__Material provided__.
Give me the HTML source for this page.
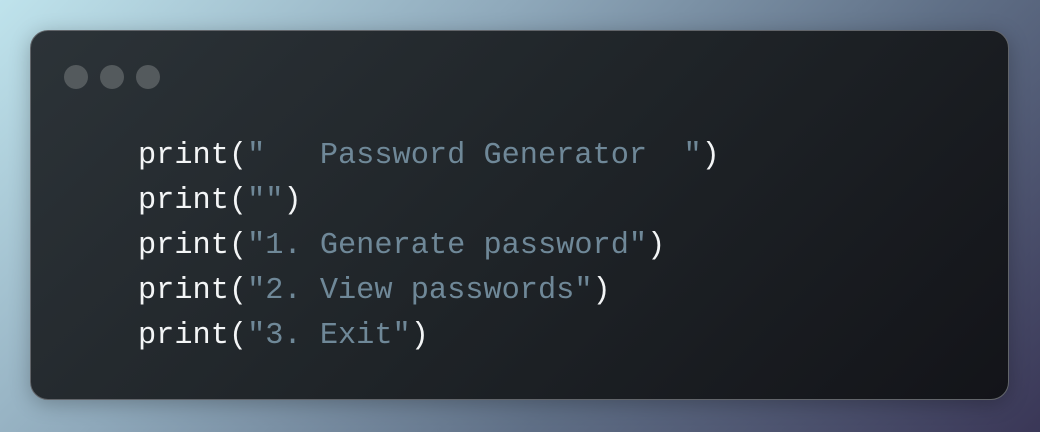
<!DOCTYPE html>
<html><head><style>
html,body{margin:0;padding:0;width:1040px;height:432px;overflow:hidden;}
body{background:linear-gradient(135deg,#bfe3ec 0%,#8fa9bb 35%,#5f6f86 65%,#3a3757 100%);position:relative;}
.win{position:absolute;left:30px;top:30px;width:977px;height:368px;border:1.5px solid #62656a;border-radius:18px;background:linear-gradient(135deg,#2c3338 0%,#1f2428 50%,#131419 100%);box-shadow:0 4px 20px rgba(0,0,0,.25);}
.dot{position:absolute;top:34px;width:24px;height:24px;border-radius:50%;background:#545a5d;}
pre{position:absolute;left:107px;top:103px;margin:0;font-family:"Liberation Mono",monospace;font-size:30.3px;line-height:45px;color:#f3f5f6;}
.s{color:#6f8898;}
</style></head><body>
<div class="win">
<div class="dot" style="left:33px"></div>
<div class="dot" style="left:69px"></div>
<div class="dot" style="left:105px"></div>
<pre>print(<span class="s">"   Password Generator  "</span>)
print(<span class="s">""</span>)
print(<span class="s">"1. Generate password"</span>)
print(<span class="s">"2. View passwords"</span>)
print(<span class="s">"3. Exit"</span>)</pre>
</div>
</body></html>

__Problem__. Are you able to set down all the lines above exactly, without any pictures?

__Response to the task__.
Give me the HTML source for this page.
<!DOCTYPE html>
<html><head><style>
html,body{margin:0;padding:0;width:1040px;height:432px;overflow:hidden;}
body{background:linear-gradient(135deg,#bfe3ec 0%,#8fa9bb 35%,#5f6f86 65%,#3a3757 100%);position:relative;}
.win{position:absolute;left:30px;top:30px;width:977px;height:368px;border:1.5px solid #62656a;border-radius:18px;background:linear-gradient(135deg,#2c3338 0%,#1f2428 50%,#131419 100%);box-shadow:0 4px 20px rgba(0,0,0,.25);}
.dot{position:absolute;top:34px;width:24px;height:24px;border-radius:50%;background:#545a5d;}
pre{position:absolute;left:107px;top:103px;margin:0;font-family:"Liberation Mono",monospace;font-size:30.3px;line-height:45px;color:#f3f5f6;}
.s{color:#6f8898;}
</style></head><body>
<div class="win">
<div class="dot" style="left:33px"></div>
<div class="dot" style="left:69px"></div>
<div class="dot" style="left:105px"></div>
<pre>print(<span class="s">"   Password Generator  "</span>)
print(<span class="s">""</span>)
print(<span class="s">"1. Generate password"</span>)
print(<span class="s">"2. View passwords"</span>)
print(<span class="s">"3. Exit"</span>)</pre>
</div>
</body></html>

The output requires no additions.